▶ [Problem to work on]:
Below is a listing; write it out exactly and drop any images from it.

## begin Source material

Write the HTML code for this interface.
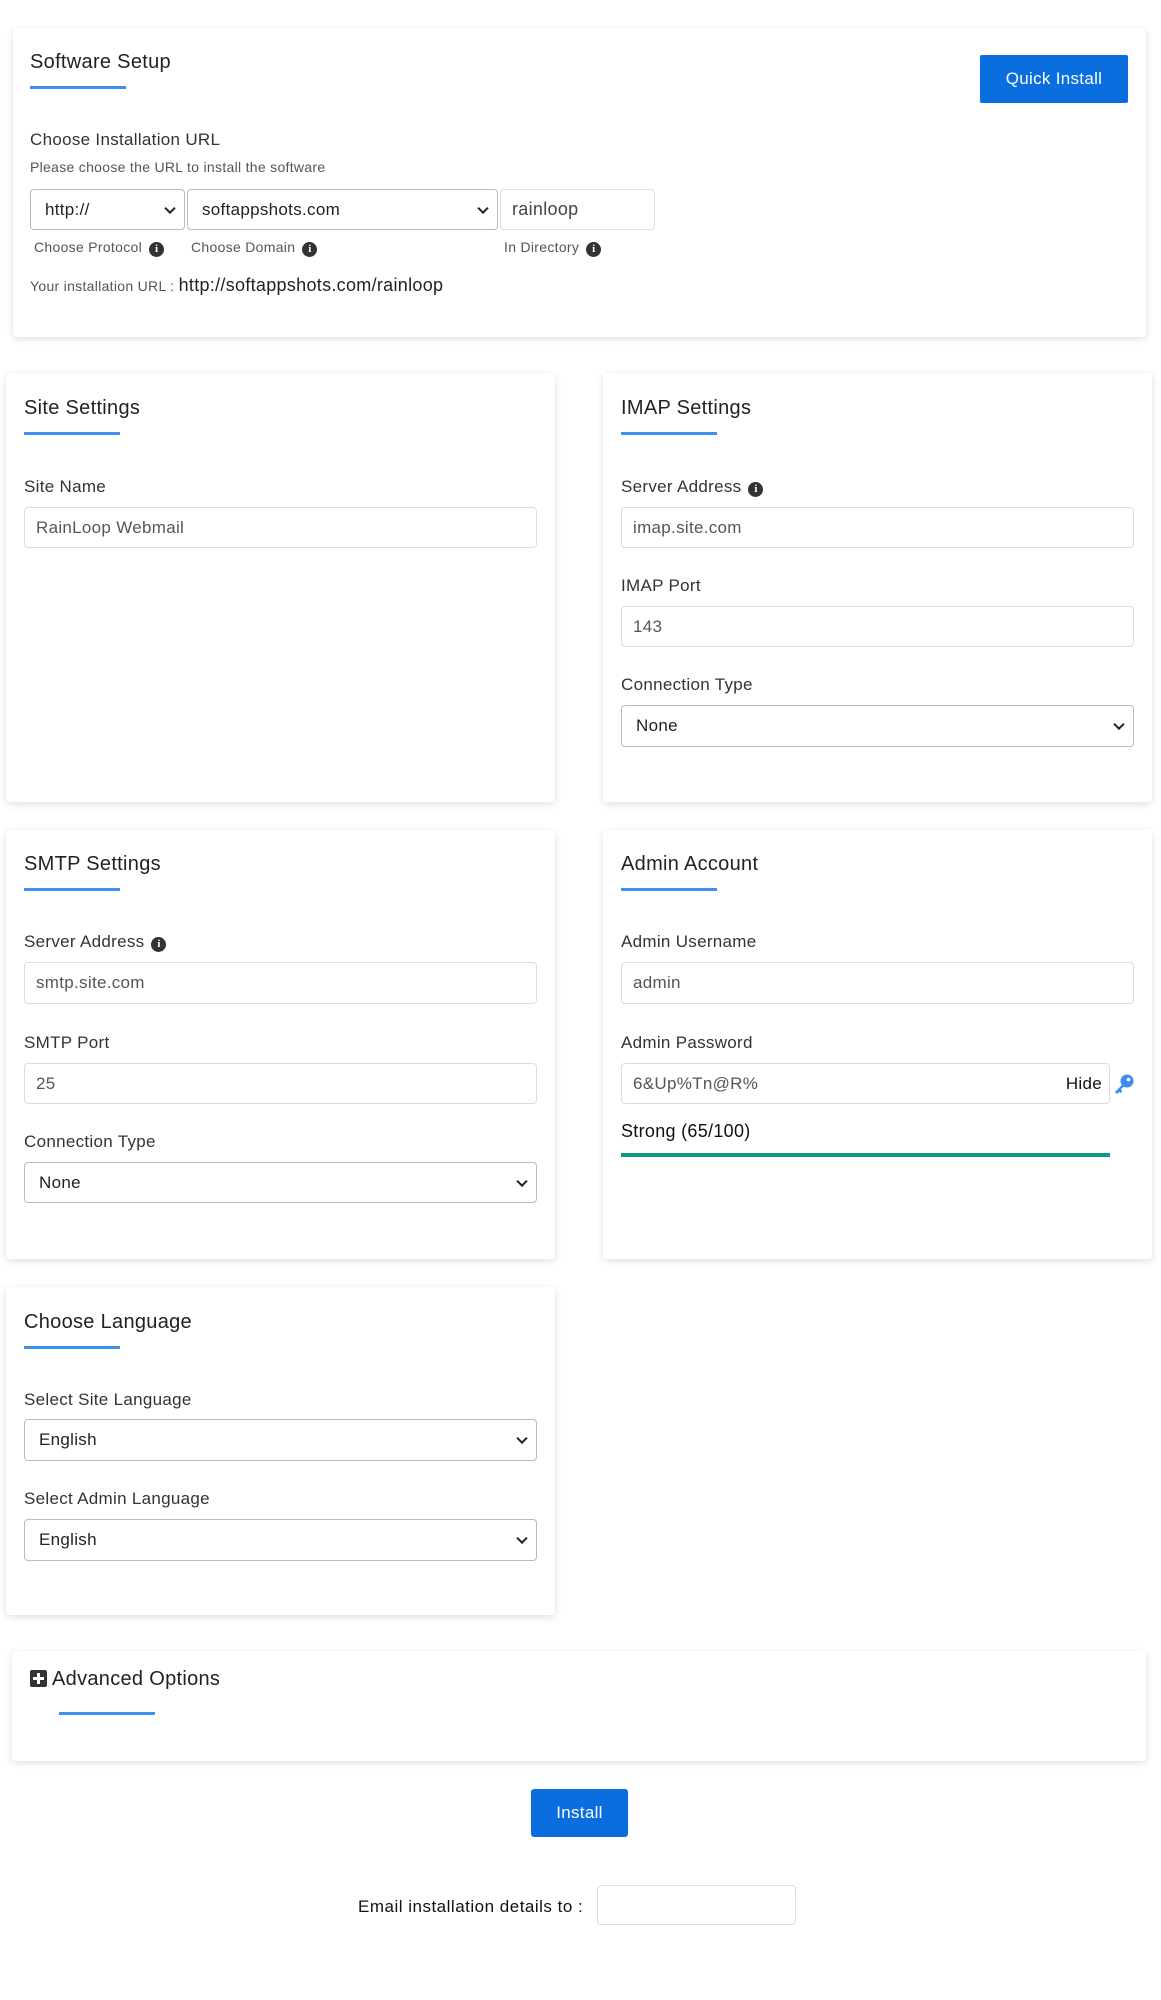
<!DOCTYPE html>
<html><head><meta charset="utf-8"><style>
*{box-sizing:border-box;margin:0;padding:0}
body{width:1161px;height:2000px;background:#fff;position:relative;font-family:"Liberation Sans",sans-serif;color:#222;overflow:hidden}
.card{position:absolute;background:#fff;border-radius:4px;box-shadow:0 2px 8px rgba(0,0,0,.13)}
.t{position:absolute;white-space:nowrap;line-height:24px;height:24px;margin-top:3px}
.h{font-size:20px;color:#222;letter-spacing:.3px}
.lb{font-size:17px;color:#333;letter-spacing:.3px}
.ul{position:absolute;height:3px;background:#3d8ef0;width:96px}
.in{position:absolute;border:1px solid #ddd;border-radius:4px;font-size:17px;color:#555;padding-left:11px;display:flex;align-items:center;background:#fff;letter-spacing:.3px}
.sel{position:absolute;border:1px solid #bbb;border-radius:4px;font-size:17px;color:#222;padding-left:14px;display:flex;align-items:center;background:#fff;letter-spacing:.3px}
.sel:after{content:"";position:absolute;right:10px;top:50%;width:6px;height:6px;border-right:2px solid #222;border-bottom:2px solid #222;transform:translateY(-70%) rotate(45deg)}
.i{display:inline-block;width:15px;height:15px;border-radius:50%;background:#333;color:#fff;font-size:11px;font-weight:bold;line-height:15px;text-align:center;vertical-align:0px;margin-left:7px;font-family:"Liberation Serif",serif;letter-spacing:0}
.sm{font-size:14px;color:#555;letter-spacing:.3px}
.btn{position:absolute;background:#0a6ede;color:#fff;font-size:17px;display:flex;align-items:center;justify-content:center;border-radius:2px;letter-spacing:.3px}
</style></head><body>

<div class="card" style="left:13px;top:28px;width:1133px;height:309px"></div>
<div class="t h" style="left:30px;top:47px">Software Setup</div>
<div class="ul" style="left:30px;top:86px"></div>
<div class="btn" style="left:980px;top:55px;width:148px;height:48px">Quick Install</div>
<div class="t lb" style="left:30px;top:125px">Choose Installation URL</div>
<div class="t sm" style="left:30px;top:152px">Please choose the URL to install the software</div>
<div class="sel" style="left:30px;top:189px;width:155px;height:41px;padding-left:14px">http://</div>
<div class="sel" style="left:187px;top:189px;width:311px;height:41px;padding-left:14px">softappshots.com</div>
<div class="in" style="left:500px;top:189px;width:155px;height:41px;color:#444;font-size:18px">rainloop</div>
<div class="t sm" style="left:34px;top:232px">Choose Protocol<span class="i">i</span></div>
<div class="t sm" style="left:191px;top:232px">Choose Domain<span class="i">i</span></div>
<div class="t sm" style="left:504px;top:232px">In Directory<span class="i">i</span></div>
<div class="t" style="left:30px;top:270px"><span class="sm">Your installation URL : </span><span style="font-size:18px;color:#222;letter-spacing:.3px">http://softappshots.com/rainloop</span></div>

<div class="card" style="left:6px;top:373px;width:549px;height:429px"></div>
<div class="t h" style="left:24px;top:393px">Site Settings</div>
<div class="ul" style="left:24px;top:432px"></div>
<div class="t lb" style="left:24px;top:472px">Site Name</div>
<div class="in" style="left:24px;top:507px;width:513px;height:41px">RainLoop Webmail</div>

<div class="card" style="left:603px;top:373px;width:549px;height:429px"></div>
<div class="t h" style="left:621px;top:393px">IMAP Settings</div>
<div class="ul" style="left:621px;top:432px"></div>
<div class="t lb" style="left:621px;top:472px">Server Address<span class="i">i</span></div>
<div class="in" style="left:621px;top:507px;width:513px;height:41px">imap.site.com</div>
<div class="t lb" style="left:621px;top:571px">IMAP Port</div>
<div class="in" style="left:621px;top:606px;width:513px;height:41px">143</div>
<div class="t lb" style="left:621px;top:670px">Connection Type</div>
<div class="sel" style="left:621px;top:705px;width:513px;height:42px">None</div>

<div class="card" style="left:6px;top:830px;width:549px;height:429px"></div>
<div class="t h" style="left:24px;top:849px">SMTP Settings</div>
<div class="ul" style="left:24px;top:888px"></div>
<div class="t lb" style="left:24px;top:927px">Server Address<span class="i">i</span></div>
<div class="in" style="left:24px;top:962px;width:513px;height:42px">smtp.site.com</div>
<div class="t lb" style="left:24px;top:1028px">SMTP Port</div>
<div class="in" style="left:24px;top:1063px;width:513px;height:41px">25</div>
<div class="t lb" style="left:24px;top:1127px">Connection Type</div>
<div class="sel" style="left:24px;top:1162px;width:513px;height:41px">None</div>

<div class="card" style="left:603px;top:830px;width:549px;height:429px"></div>
<div class="t h" style="left:621px;top:849px">Admin Account</div>
<div class="ul" style="left:621px;top:888px"></div>
<div class="t lb" style="left:621px;top:927px">Admin Username</div>
<div class="in" style="left:621px;top:962px;width:513px;height:42px">admin</div>
<div class="t lb" style="left:621px;top:1028px">Admin Password</div>
<div class="in" style="left:621px;top:1063px;width:489px;height:41px">6&amp;Up%Tn@R%<span style="position:absolute;right:7px;color:#111">Hide</span></div>
<svg style="position:absolute;left:1113px;top:1073px" width="22" height="22" viewBox="0 0 22 22"><circle cx="14" cy="8" r="6.5" fill="#3d8ef0"/><circle cx="15.5" cy="6.5" r="1.8" fill="#fff"/><path d="M10 11 L2 19 L4 21 L6 19 L8 20 L9 18 L8 16 L12 13Z" fill="#3d8ef0"/></svg>
<div class="t" style="left:621px;top:1116px;font-size:18px;color:#111;letter-spacing:.3px">Strong (65/100)</div>
<div style="position:absolute;left:621px;top:1153px;width:489px;height:4px;background:#0e9784"></div>

<div class="card" style="left:6px;top:1287px;width:549px;height:328px"></div>
<div class="t h" style="left:24px;top:1307px">Choose Language</div>
<div class="ul" style="left:24px;top:1346px"></div>
<div class="t lb" style="left:24px;top:1385px">Select Site Language</div>
<div class="sel" style="left:24px;top:1419px;width:513px;height:42px">English</div>
<div class="t lb" style="left:24px;top:1484px">Select Admin Language</div>
<div class="sel" style="left:24px;top:1519px;width:513px;height:42px">English</div>

<div class="card" style="left:12px;top:1651px;width:1134px;height:110px"></div>
<div style="position:absolute;left:30px;top:1670px;width:17px;height:17px;background:#333;border-radius:2px"><div style="position:absolute;left:7px;top:3px;width:3px;height:11px;background:#fff"></div><div style="position:absolute;left:3px;top:7px;width:11px;height:3px;background:#fff"></div></div>
<div class="t h" style="left:52px;top:1664px">Advanced Options</div>
<div class="ul" style="left:59px;top:1712px"></div>

<div class="btn" style="left:531px;top:1789px;width:97px;height:48px;border-radius:3px">Install</div>
<div class="t" style="left:358px;top:1892px;font-size:17px;color:#111;letter-spacing:.5px">Email installation details to :</div>
<div class="in" style="left:597px;top:1885px;width:199px;height:40px"></div>
</body></html>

## end Source material

▶ [The answer]:
Write the HTML code for this interface.
<!DOCTYPE html>
<html><head><meta charset="utf-8"><style>
*{box-sizing:border-box;margin:0;padding:0}
body{width:1161px;height:2000px;background:#fff;position:relative;font-family:"Liberation Sans",sans-serif;color:#222;overflow:hidden}
.card{position:absolute;background:#fff;border-radius:4px;box-shadow:0 2px 8px rgba(0,0,0,.13)}
.t{position:absolute;white-space:nowrap;line-height:24px;height:24px;margin-top:3px}
.h{font-size:20px;color:#222;letter-spacing:.3px}
.lb{font-size:17px;color:#333;letter-spacing:.3px}
.ul{position:absolute;height:3px;background:#3d8ef0;width:96px}
.in{position:absolute;border:1px solid #ddd;border-radius:4px;font-size:17px;color:#555;padding-left:11px;display:flex;align-items:center;background:#fff;letter-spacing:.3px}
.sel{position:absolute;border:1px solid #bbb;border-radius:4px;font-size:17px;color:#222;padding-left:14px;display:flex;align-items:center;background:#fff;letter-spacing:.3px}
.sel:after{content:"";position:absolute;right:10px;top:50%;width:6px;height:6px;border-right:2px solid #222;border-bottom:2px solid #222;transform:translateY(-70%) rotate(45deg)}
.i{display:inline-block;width:15px;height:15px;border-radius:50%;background:#333;color:#fff;font-size:11px;font-weight:bold;line-height:15px;text-align:center;vertical-align:0px;margin-left:7px;font-family:"Liberation Serif",serif;letter-spacing:0}
.sm{font-size:14px;color:#555;letter-spacing:.3px}
.btn{position:absolute;background:#0a6ede;color:#fff;font-size:17px;display:flex;align-items:center;justify-content:center;border-radius:2px;letter-spacing:.3px}
</style></head><body>

<div class="card" style="left:13px;top:28px;width:1133px;height:309px"></div>
<div class="t h" style="left:30px;top:47px">Software Setup</div>
<div class="ul" style="left:30px;top:86px"></div>
<div class="btn" style="left:980px;top:55px;width:148px;height:48px">Quick Install</div>
<div class="t lb" style="left:30px;top:125px">Choose Installation URL</div>
<div class="t sm" style="left:30px;top:152px">Please choose the URL to install the software</div>
<div class="sel" style="left:30px;top:189px;width:155px;height:41px;padding-left:14px">http://</div>
<div class="sel" style="left:187px;top:189px;width:311px;height:41px;padding-left:14px">softappshots.com</div>
<div class="in" style="left:500px;top:189px;width:155px;height:41px;color:#444;font-size:18px">rainloop</div>
<div class="t sm" style="left:34px;top:232px">Choose Protocol<span class="i">i</span></div>
<div class="t sm" style="left:191px;top:232px">Choose Domain<span class="i">i</span></div>
<div class="t sm" style="left:504px;top:232px">In Directory<span class="i">i</span></div>
<div class="t" style="left:30px;top:270px"><span class="sm">Your installation URL : </span><span style="font-size:18px;color:#222;letter-spacing:.3px">http://softappshots.com/rainloop</span></div>

<div class="card" style="left:6px;top:373px;width:549px;height:429px"></div>
<div class="t h" style="left:24px;top:393px">Site Settings</div>
<div class="ul" style="left:24px;top:432px"></div>
<div class="t lb" style="left:24px;top:472px">Site Name</div>
<div class="in" style="left:24px;top:507px;width:513px;height:41px">RainLoop Webmail</div>

<div class="card" style="left:603px;top:373px;width:549px;height:429px"></div>
<div class="t h" style="left:621px;top:393px">IMAP Settings</div>
<div class="ul" style="left:621px;top:432px"></div>
<div class="t lb" style="left:621px;top:472px">Server Address<span class="i">i</span></div>
<div class="in" style="left:621px;top:507px;width:513px;height:41px">imap.site.com</div>
<div class="t lb" style="left:621px;top:571px">IMAP Port</div>
<div class="in" style="left:621px;top:606px;width:513px;height:41px">143</div>
<div class="t lb" style="left:621px;top:670px">Connection Type</div>
<div class="sel" style="left:621px;top:705px;width:513px;height:42px">None</div>

<div class="card" style="left:6px;top:830px;width:549px;height:429px"></div>
<div class="t h" style="left:24px;top:849px">SMTP Settings</div>
<div class="ul" style="left:24px;top:888px"></div>
<div class="t lb" style="left:24px;top:927px">Server Address<span class="i">i</span></div>
<div class="in" style="left:24px;top:962px;width:513px;height:42px">smtp.site.com</div>
<div class="t lb" style="left:24px;top:1028px">SMTP Port</div>
<div class="in" style="left:24px;top:1063px;width:513px;height:41px">25</div>
<div class="t lb" style="left:24px;top:1127px">Connection Type</div>
<div class="sel" style="left:24px;top:1162px;width:513px;height:41px">None</div>

<div class="card" style="left:603px;top:830px;width:549px;height:429px"></div>
<div class="t h" style="left:621px;top:849px">Admin Account</div>
<div class="ul" style="left:621px;top:888px"></div>
<div class="t lb" style="left:621px;top:927px">Admin Username</div>
<div class="in" style="left:621px;top:962px;width:513px;height:42px">admin</div>
<div class="t lb" style="left:621px;top:1028px">Admin Password</div>
<div class="in" style="left:621px;top:1063px;width:489px;height:41px">6&amp;Up%Tn@R%<span style="position:absolute;right:7px;color:#111">Hide</span></div>
<svg style="position:absolute;left:1113px;top:1073px" width="22" height="22" viewBox="0 0 22 22"><circle cx="14" cy="8" r="6.5" fill="#3d8ef0"/><circle cx="15.5" cy="6.5" r="1.8" fill="#fff"/><path d="M10 11 L2 19 L4 21 L6 19 L8 20 L9 18 L8 16 L12 13Z" fill="#3d8ef0"/></svg>
<div class="t" style="left:621px;top:1116px;font-size:18px;color:#111;letter-spacing:.3px">Strong (65/100)</div>
<div style="position:absolute;left:621px;top:1153px;width:489px;height:4px;background:#0e9784"></div>

<div class="card" style="left:6px;top:1287px;width:549px;height:328px"></div>
<div class="t h" style="left:24px;top:1307px">Choose Language</div>
<div class="ul" style="left:24px;top:1346px"></div>
<div class="t lb" style="left:24px;top:1385px">Select Site Language</div>
<div class="sel" style="left:24px;top:1419px;width:513px;height:42px">English</div>
<div class="t lb" style="left:24px;top:1484px">Select Admin Language</div>
<div class="sel" style="left:24px;top:1519px;width:513px;height:42px">English</div>

<div class="card" style="left:12px;top:1651px;width:1134px;height:110px"></div>
<div style="position:absolute;left:30px;top:1670px;width:17px;height:17px;background:#333;border-radius:2px"><div style="position:absolute;left:7px;top:3px;width:3px;height:11px;background:#fff"></div><div style="position:absolute;left:3px;top:7px;width:11px;height:3px;background:#fff"></div></div>
<div class="t h" style="left:52px;top:1664px">Advanced Options</div>
<div class="ul" style="left:59px;top:1712px"></div>

<div class="btn" style="left:531px;top:1789px;width:97px;height:48px;border-radius:3px">Install</div>
<div class="t" style="left:358px;top:1892px;font-size:17px;color:#111;letter-spacing:.5px">Email installation details to :</div>
<div class="in" style="left:597px;top:1885px;width:199px;height:40px"></div>
</body></html>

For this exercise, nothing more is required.